Ahora, en abril de 2023, nos dicen que estamos ante uno de los meses de marzo más secos de los últimos 60 años y apenas tenemos 35.000 hectáreas cultivadas. La ganadería que sobrevive en estas islas la alimentamos con forrajes importados como la alfalfa de Lérida y la soja y maíz de Argentina, Brasil y Ucrania. Estos días incluso nos llegaba el dato de que España se posiciona como uno de los principales importadores de cereal ucraniano, situación que cada día se presenta más compleja dada el estado geopolítico y bélico de la región.

A todas estas, nos encontramos en una situación de escasa dedicación al sector primario en Canarias, al punto que de esos 300.000 agricultores de hace 60 u 80 años se han quedado reducidos a unos 20.000 entre autónomos y asalariados, así como algunos pensionistas que no están en la lista. Y si acaso, quedan media docena de pastores que, en el caso de Tenerife, se encuentran mayormente recluidos en algunos barrancos, como es el caso de La Orotava.

Es más, ahora tenemos urbanitas que asisten a cursos de jardinería y optan por las protectoras de animales hasta el punto de prohibir a nuestros ganaderos que le pongan un arigón a un toro de 400 kilos mientras algunos de ellos llevan piercings. Es decir, no sólo nos castiga el cambio climático y la crisis económica del mundo rural, sino una cultura urbana y consumista cargada de prejuicios hacia lo rural y todo lo que tiene que ver con la cultura del campo.

Quizás sea bueno y responsable que leamos lo que ha ocurrido en los últimos años en las islas. Los principales y más peligrosos incendios han nacido y han crecido en torno a zonas urbanas y entornos de tierras antaño cultivadas y hoy balutas. Hablamos de los incendios de Gran Canaria, La Gomera (Benchijigua y el Cercado), La Palma (Garafía del Llano Negro a Las Tricias, Fuencaliente) o Tenerife (Santa Úrsula), por no hablar de los ya, tristemente familiares, de Los Campeches (Los Realejos). Es decir, hemos tenido cientos de incendios en los últimos años y algunos de gran peligrosidad, como el último acaecido en El Paso en 2020, que atravesó el pueblo literalmente.

La naturaleza nos ha dado numerosas lecciones de las que parece no aprendemos nada y hasta en el Parlamento de Canarias hubo una propuesta para la instalación en Canarias de un parque de hidroaviones. Es decir, seguimos mirando para las máquinas supuestamente milagrosas en lugar de hacer lo que reclamaban acertadamente los campesinos hace años: que el fuego se apaga en invierno y que el 40 de mayo debemos tener limpios, al menos, todos los entornos de las zonas pobladas.
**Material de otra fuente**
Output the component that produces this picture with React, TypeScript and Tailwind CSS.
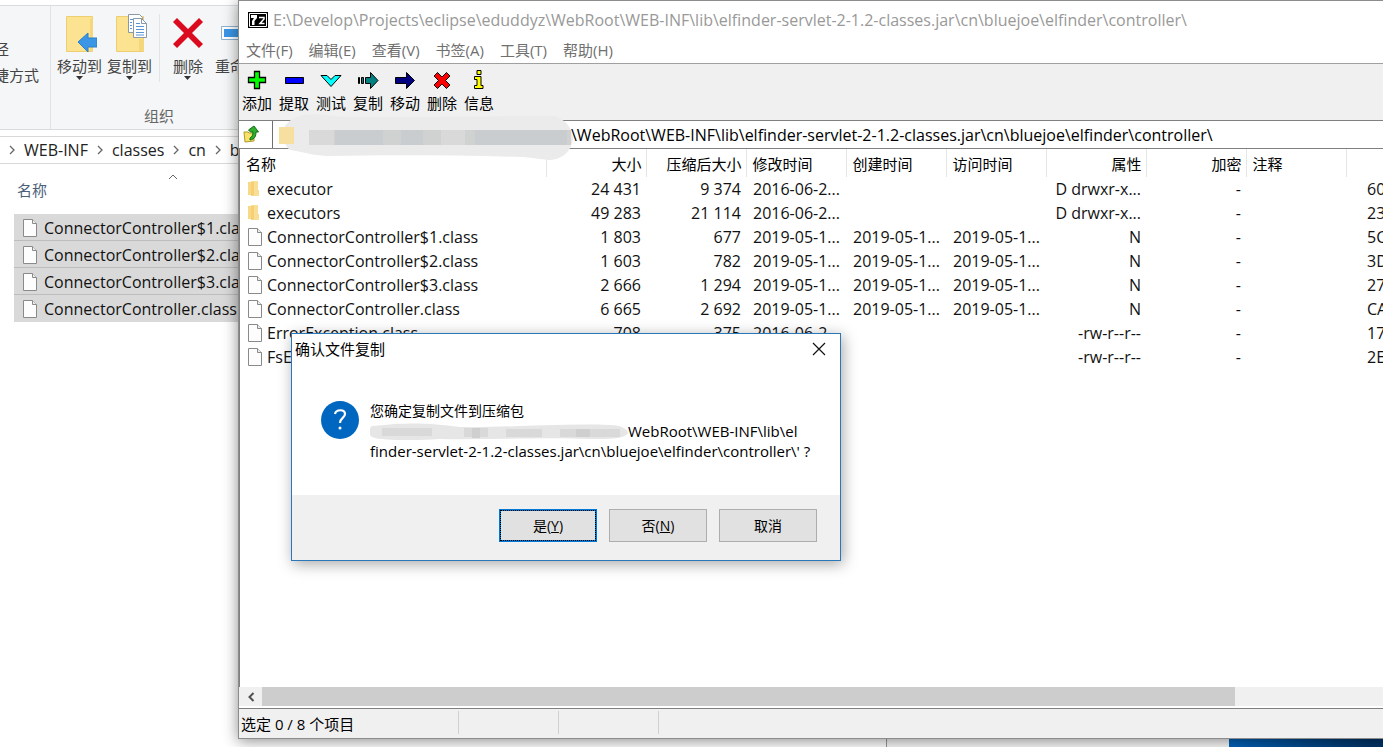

De cara al verano, es bueno que recordemos que este invierno ha tenido numerosas irregularidades en cuanto a pluviometría y que en dicho marco hubo unas lluvias importantes a finales de septiembre y que, posteriormente, enero y febrero han sido también bastante húmedos. Por lo tanto, se ha desarrollado una importante masa de vegetación en las laderas norte y sur de las islas. Si a ello añadimos la casi desaparición de las tierras labradas y toda la actividad agraria y pastoril, estamos en la portada de un verano que se presenta como especialmente peligroso, máxime cuando vemos los limitados recursos de los que se disponen las Administraciones Públicas para gestionar los montes y campos abandonados.

Pero lo que casi resulta peor es la actitud poco comprometida –y quizás peor preparada– para reconocer los peligros que tenemos habitualmente en verano en Canarias, sobre todo con las condiciones actuales.

Sin sueños románticos de la naturaleza, nos preocupa ver a nuestros pueblos rodeados de combustible. Hablamos de zonas urbanas de los centros de las islas, como ocurre en La Laguna, Tegueste, Arucas o Barlovento llenas de zarzas, matorrales, cañas, arbustos y pastos que ya no se aprovechan.

Creo que estamos en la obligación de hacer una lectura de verdad de nuestros entornos y, sobre todo, entrar los centros de decisión política por encima de las miserias partidistas para hacer una labor urgente con el objetivo de que el verano no nos sorprenda de una manera que pudiéramos lamentar. El fuego no entiende de elecciones, votos ni urnas, pero sí de campos labrados, tierras cosechadas y entornos limpios de maleza.